Jeffrey Hanif Watson
4 min readNov 7, 2021
Image by Author

Introduction

I’ve recently started a project with the aim of creating a suite of equity option web apps which was inspired by Harshit Tyagi’s article on building a financial newsfeed app. I wanted to test things out by starting small and focusing on the S&P 500 index. While recreating his headline reader, I quickly found that S&P stopped releasing a file that contains all of the stocks in the index. After a quick web search, I read that scraping the list from Wikipedia was the easiest way around the problem. I pulled out an old lesson on web scraping and got to work.

Amusingly, after coding out the solution by hand, I did some googling and found a Pandas method that easily creates data frames from html directly (re-read the last line and imagine the sad trombone sound playing as you read). However, the whole episode was a good learning experience on a few different levels.

First, there is no better way to learn new skills, or refresh old ones, than by jumping in and coding. Digging into the project forced me to recall the foundations of web scraping, html tags, etc.

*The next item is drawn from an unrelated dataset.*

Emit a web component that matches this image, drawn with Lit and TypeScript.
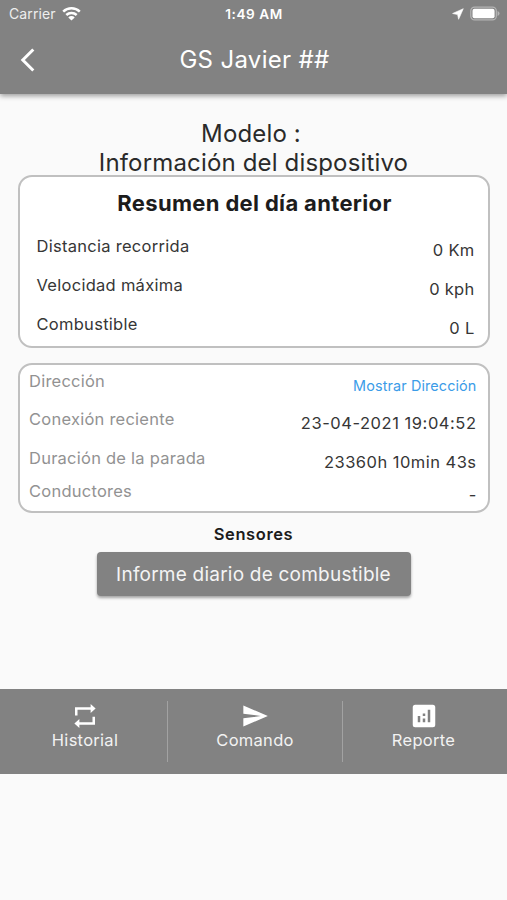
import { LitElement, html, css } from "lit";
import { customElement } from "lit/decorators.js";

@customElement("app-root")
class AppRoot extends LitElement {
  static styles = css`
    :host { display: flex; flex-direction: column; height: 900px; background: #fafafa; color: #2a2a2a; font-family: Inter, "Liberation Sans", sans-serif; overflow: hidden; white-space: nowrap; font-size: 16.5px; letter-spacing: 0.28px; line-height: 20px; }
    * { box-sizing: border-box; }
    svg { display: block; flex: none; }
    header { height: 94px; flex: none; background: #828282; color: #fff; box-shadow: 0 2px 5px rgba(0,0,0,.38); }
    .status { height: 28px; display: grid; grid-template-columns: 1fr auto 1fr; align-items: center; padding: 0 7px 0 9px; }
    .left { display: flex; align-items: center; gap: 6px; font-size: 14px; letter-spacing: 0.1px; color: #eee; }
    .left svg { margin-bottom: 2px; }
    .time { font-size: 13.6px; font-weight: 600; letter-spacing: 0.55px; padding-right: 1px; }
    .right { display: flex; align-items: center; justify-content: flex-end; gap: 6px; padding-bottom: 1px; }
    .nav { height: 64px; display: grid; grid-template-columns: 60px 1fr 58px; align-items: center; }
    .nav svg { margin-left: 20px; }
    .title { text-align: center; font-size: 24px; letter-spacing: 0.32px; line-height: 30px; }
    .intro { padding-top: 25px; height: 81px; flex: none; text-align: center; font-size: 24px; line-height: 29.3px; letter-spacing: 0.16px; }
    .model { padding-right: 5px; letter-spacing: 0.15px; }
    .card { margin: 0 17px 0 17.5px; border: 2px solid #c0c0c0; border-radius: 14px; background: #fff; flex: none; color: #363636; }
    .summary { height: 173px; padding: 11px 13.5px 0 17px; }
    .details { height: 150px; margin-top: 15px; padding: 6px 11.5px 0 9.5px; }
    h2 { margin: 0; font-size: 22px; line-height: 30px; letter-spacing: 0.34px; font-weight: 700; color: #1c1c1c; text-align: center; padding-right: 2px; }
    .row { display: flex; justify-content: space-between; height: 39.2px; }
    .summary .row:nth-child(2) { margin-top: 18px; }
    .value { padding-top: 4px; }
    .details .row { height: 38px; }
    .details .row:nth-child(2) { height: 39px; }
    .details .row:nth-child(3) { height: 33px; }
    .details .label { color: #929292; letter-spacing: 0.24px; }
    .date { letter-spacing: 0.54px; }
    .dur { letter-spacing: 0.47px; }
    .details .link { color: #3b9ce8; font-size: 14.4px; letter-spacing: 0.12px; padding-top: 5px; }
    .sensors { margin-top: 10.5px; text-align: center; font-weight: 600; letter-spacing: 0.6px; color: #1c1c1c; }
    .button { align-self: center; width: 314px; height: 44px; margin-top: 8.5px; border-radius: 4px; background: #828282; color: #f4f4f4; font-size: 19px; letter-spacing: 0.22px; line-height: 45px; text-align: center; box-shadow: 0 2px 3px rgba(0,0,0,.35); flex: none; }
    .tabs { margin-top: 92.5px; height: 85px; flex: none; background: #828282; color: #f2f2f2; display: grid; grid-template-columns: 167px 1px 174px 1px 1fr; }
    .tab { display: flex; flex-direction: column; align-items: center; padding-top: 12px; }
    .tab.first { padding-left: 3px; }
    .tab.last { padding-right: 3px; }
    .tab svg { height: 30px; margin-bottom: -1px; }
    .divider { height: 61px; margin-top: 12px; background: #a2a2a2; }
  `;
  render() {
    return html`
      <header>
        <div class="status">
          <div class="left"><span>Carrier</span>
            <svg width="19" height="15" viewBox="0 0 19 15" fill="none" stroke="#fff" stroke-width="2.5"><path d="M1.2 5.700a12 12 0 0 1 16.600 0M4.300 9a7.600 7.600 0 0 1 10.400 0"/><path d="M6.300 11.400a4.600 4.600 0 0 1 6.400 0L9.500 14.600z" fill="#fff" stroke="none"/></svg>
          </div>
          <div class="time">1:49 AM</div>
          <div class="right">
            <svg width="12" height="12" viewBox="0 0 12 12"><path d="M11.300.7 6.600 11.300 5.600 6.600.6 5.500z" fill="#fff" stroke="#fff" stroke-width=".6"/></svg>
            <svg width="30" height="15" viewBox="0 0 31 15"><rect x=".8" y=".8" width="26.4" height="13.4" rx="4" fill="none" stroke="#b4b4b4" stroke-width="1.3"/><rect x="2.6" y="2.7" width="22.8" height="9.6" rx="2" fill="#fff"/><path d="M28.500 5q2 .7 2 2.500t-2 2.500z" fill="#b4b4b4"/></svg>
          </div>
        </div>
        <div class="nav">
          <svg width="16" height="26" viewBox="0 0 16 26"><path d="M13.300 2.500 2.800 13l10.500 10.500" fill="none" stroke="#fff" stroke-width="3"/></svg>
          <div class="title">GS Javier ##</div>
        </div>
      </header>
      <div class="intro"><div class="model">Modelo :</div><div>Información del dispositivo</div></div>
      <section class="card summary">
        <h2>Resumen del día anterior</h2>
        <div class="row"><span>Distancia recorrida</span><span class="value">0 Km</span></div>
        <div class="row"><span>Velocidad máxima</span><span class="value">0 kph</span></div>
        <div class="row"><span>Combustible</span><span class="value">0 L</span></div>
      </section>
      <section class="card details">
        <div class="row"><span class="label">Dirección</span><span class="value link">Mostrar Dirección</span></div>
        <div class="row"><span class="label">Conexión reciente</span><span class="value date">23-04-2021 19:04:52</span></div>
        <div class="row"><span class="label">Duración de la parada</span><span class="value dur">23360h 10min 43s</span></div>
        <div class="row"><span class="label">Conductores</span><span class="value">-</span></div>
      </section>
      <div class="sensors">Sensores</div>
      <div class="button">Informe diario de combustible</div>
      <nav class="tabs">
        <div class="tab first"><svg width="30" height="30" viewBox="0 0 24 24" fill="#fff"><path d="M6 7h10.500v2.600L20.500 6l-4-3.600V5H4v6.500h2zm12 10H7.500v-2.600L3.500 18l4 3.600V19H20v-6.500h-2z"/></svg><span>Historial</span></div>
        <div class="divider"></div>
        <div class="tab"><svg width="28" height="30" viewBox="0 0 24 24" fill="#fff"><path d="M2.010 21 23 12 2.010 3 2 10l15 2-15 2z"/></svg><span>Comando</span></div>
        <div class="divider"></div>
        <div class="tab last"><svg width="30" height="30" viewBox="0 0 24 24" fill="#fff"><path fill-rule="evenodd" d="M19 3H5a2 2 0 0 0-2 2v14a2 2 0 0 0 2 2h14a2 2 0 0 0 2-2V5a2 2 0 0 0-2-2zM9 17H7v-5h2zm4 0h-2v-3h2zm0-5h-2v-2h2zm4 5h-2V7h2z"/></svg><span>Reporte</span></div>
      </nav>`;
  }
}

I haven’t used those skills in a while, and I’ve actually come away with a better understanding of them.

Second, there is probably a method, package or library that can do what you want to do quicker and easier than you coding a solution from scratch.

Scraping with Requests and Beautiful Soup

Aside from Pandas, the libraries we’ll be using are:

  • Requests: An easy to use HTTP library for Python we will use to get the page html.
  • Beautiful Soup: A library that simplifies web scraping in Python that we will use to parse the html and extract the table.

In the code below we get the html from Wikipedia, parse the data, and print out the first row of the stock information.

# getting S&P 500 wikipedia page
r = requests.get('https://en.wikipedia.org/wiki/List_of_S%26P_500_companies')
# parsing the html
soup = BeautifulSoup(r.text, 'lxml')
# extracting the table
table = soup.find('table', {'class': 'wikitable sortable'})
# printing the row containing the first stock
print(table.findAll('tr')[1:2])

Output:

[<tr>
<td><a class="external text" href="https://www.nyse.com/quote/XNYS:MMM" rel="nofollow">MMM</a>
</td>
<td><a href="/wiki/3M" title="3M">3M</a></td>
<td><a class="external text" href="https://www.sec.gov/edgar/browse/?CIK=66740" rel="nofollow">reports</a></td>
<td>Industrials</td>
<td>Industrial Conglomerates</td>
<td><a href="/wiki/Saint_Paul,_Minnesota" title="Saint Paul, Minnesota">Saint Paul, Minnesota</a></td>
<td>1976-08-09</td>
<td>0000066740</td>
<td>1902
</td></tr>]
time: 540 ms (started: 2021-11-06 17:45:16 -07:00)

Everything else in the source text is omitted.